O n.º 8 deste mesmo artigo 23.º refere ainda que na determinação da percentagem de dedução, o quociente da fração será arredondado para a centésima imediatamente superior, a qual será aplicada ao IVA dedutível para efeitos de apuramento do IVA a deduzir.
Esta percentagem representa o montante do imposto suportado que o sujeito passivo poderá deduzir, isto é, se a percentagem a considerar for de cinco por cento, quer dizer que o sujeito passivo relativamente a todo o imposto suportado referente a bens e serviços de utilização mista poderá deduzir cinco por cento.
Este pro rata será provisório até ao final do ano, altura em que se procede à determinação do pro rata definitivo de acordo com o volume de negócios definitivo do ano. Assim, o pro rata definitivo de um determinado ano será o pro rata provisório do ano seguinte, no primeiro ano de atividade será calculado um pro rata provisório com base no volume de negócios estimado para o ano.
Na determinação da percentagem de dedução pelo método do pro rata devem ser consideradas apenas operações ativas realizadas pelo sujeito passivo. Logo, valores referentes a aquisições de prestações de serviços, ainda que estas operações possam ser objeto de tributação pelo sujeito passivo adquirente, não devem ser utilizados na fórmula a que se refere o n.º 4 do artigo 23.º do Código do IVA.
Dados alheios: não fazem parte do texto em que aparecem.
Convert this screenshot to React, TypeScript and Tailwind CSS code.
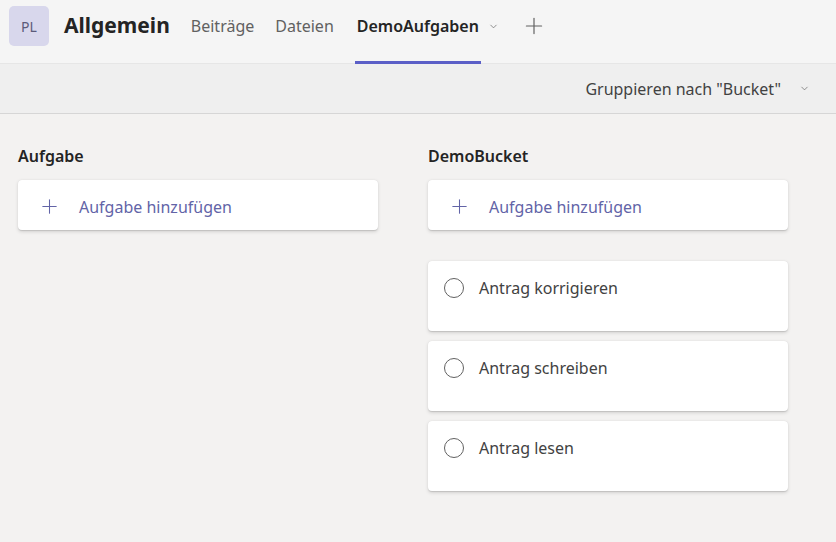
import { ChevronDown, Plus } from "lucide-react";

const font = { fontFamily: '"Noto Sans", "Open Sans", sans-serif' };

type Task = { id: string; title: string };

const tasks: Task[] = [
  { id: "t1", title: "Antrag korrigieren" },
  { id: "t2", title: "Antrag schreiben" },
  { id: "t3", title: "Antrag lesen" },
];

function AddCard() {
  return (
    <div className="flex h-[50px] items-center gap-[18px] rounded bg-white pl-[20px] pt-[3px] shadow-[0_1.6px_3.6px_rgba(0,0,0,0.13),0_0.3px_0.9px_rgba(0,0,0,0.11)]">
      <Plus className="h-[23px] w-[23px] text-[#6264a7]" strokeWidth={1.1} />
      <span className="text-[16px] text-[#6264a7]">Aufgabe hinzufügen</span>
    </div>
  );
}

function TaskCard({ task }: { task: Task }) {
  return (
    <div className="h-[70px] rounded bg-white px-[16px] pt-[15px] shadow-[0_1.6px_3.6px_rgba(0,0,0,0.13),0_0.3px_0.9px_rgba(0,0,0,0.11)]">
      <div className="flex items-center gap-[15px]">
        <span className="h-[20px] w-[20px] rounded-full border-[1.3px] border-[#616161]" />
        <span className="text-[16px] text-[#424242]">{task.title}</span>
      </div>
    </div>
  );
}

export default function App() {
  return (
    <div className="flex h-[542px] w-[836px] flex-col bg-[#f3f2f1]" style={font}>
      {/* Channel header */}
      <div className="flex h-[64px] items-center border-b border-[#e6e6e6] bg-[#f5f5f5] pb-[11px] pl-[9px]">
        <div className="flex h-[40px] w-[40px] items-center justify-center rounded-[5px] bg-[#d8d7ec] text-[14px] text-[#5b5a7a]">
          PL
        </div>
        <div className="ml-[15px] text-[21px] font-bold text-[#242424]">Allgemein</div>
        <div className="ml-[21px] text-[16px] text-[#616161]">Beiträge</div>
        <div className="ml-[21px] text-[16px] text-[#616161]">Dateien</div>
        <div className="relative ml-[23px] flex items-center gap-[9px] text-[16px] font-semibold text-[#242424]">
          <span className="relative">
            DemoAufgaben
            <span className="absolute bottom-[-26px] left-[-2px] right-[-2px] h-[3px] bg-[#5b5fc7]" />
          </span>
          <ChevronDown className="h-[11px] w-[11px] text-[#616161]" strokeWidth={1.5} />
        </div>
        <Plus className="ml-[22px] h-[26px] w-[26px] text-[#616161]" strokeWidth={1.1} />
      </div>

      {/* Toolbar */}
      <div className="flex h-[50px] items-center justify-end border-b border-[#d6d6d6] bg-[#efefef] pr-[26px]">
        <span className="text-[16px] text-[#424242]">Gruppieren nach "Bucket"</span>
        <ChevronDown className="ml-[18px] h-[11px] w-[11px] text-[#616161]" strokeWidth={1.5} />
      </div>

      {/* Board */}
      <div className="flex gap-[50px] px-[18px] pt-[30px]">
        <div className="flex w-[360px] flex-col">
          <div className="mb-[12px] text-[16px] font-semibold text-[#242424]">Aufgabe</div>
          <AddCard />
        </div>
        <div className="flex w-[360px] flex-col">
          <div className="mb-[12px] text-[16px] font-semibold text-[#242424]">DemoBucket</div>
          <AddCard />
          <div className="mt-[31px] flex flex-col gap-[10px]">
            {tasks.map((t) => (
              <TaskCard key={t.id} task={t} />
            ))}
          </div>
        </div>
      </div>
    </div>
  );
}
No final do ano após a determinação do pro rata definitivo (com base no volume de negócios definitivo) deve proceder às respetivas regularizações ou seja:
- Se o pro rata definitivo for superior ao pro rata provisório, faz uma regularização a seu favor, (campo 40 da Declaração Periódica de IVA);
- Se o pro rata definitivo for inferior ao pro rata provisório, faz uma regularização a favor do Estado, (campo 41 da declaração periódica de IVA).
Estas regularizações terão que constar na declaração periódica do último período do ano a que respeita.
Face à questão colocada, temos, subjacente ao exercício do direito à dedução do imposto suportado, o facto de as operações que o suportam terem uma relação direta com operações praticadas a jusante e que serão operações tributáveis, assim resulta do disposto no artigo 19.º e seguintes do Código do IVA.
Considerando que a viatura esteja afeta a ambas as atividades, veja-se o ponto 10 da Inf. N.º 1023, de 06.01.94-SIVA:
«10 - Ao optar como método de dedução pela afetação real dos bens e serviços utilizados, observar-se-á o seguinte:
- Não permite à consulente qualquer direito à dedução relativamente ao imposto referente às aquisições destinadas à realização de operações isentas sem direito à dedução;
- Direito à dedução integral relativamente ao imposto que recaiu sobre as aquisições destinadas à realização de operações tributadas;
- Relativamente às aquisições de bens ou serviços cuja afetação for totalmente impossível de concretizar (custos comuns) deverá a dedução do imposto ser efetuada em proporção ao volume de negócios (pro rata específico).»
No entanto, destacamos o disposto no n.º 9 do artigo 23.º do CIVA que poderá aplicar-se na situação em análise:
«9 - Para efeitos do disposto neste artigo, pode o Ministro das Finanças, relativamente a determinadas atividades, considerar como inexistentes as operações que deem lugar à dedução ou as que não confiram esse direito, sempre que as mesmas constituam uma parte insignificante do total do volume de negócios e não se mostre viável o procedimento previsto nos n.ºs 2 e 3.»
Nesta matéria a doutrina administrativa fixou como sendo de considerar insignificante para tais efeitos a percentagem de 5 por cento, a qual sendo de apreciação casuística mediante iniciativa do contribuinte interessado, determina por si só a impossibilidade de eficácia retroativa dos efeitos pretendidos.
Naturalmente que tendo o sujeito passivo dúvidas na interpretação/aplicação da lei deverá questionar a Autoridade Tributária sobre a situação, sugere-se que formule um pedido de Informação Vinculativa à Autoridade Tributária nos termos do artigo 68.º da Lei Geral Tributária (LGT).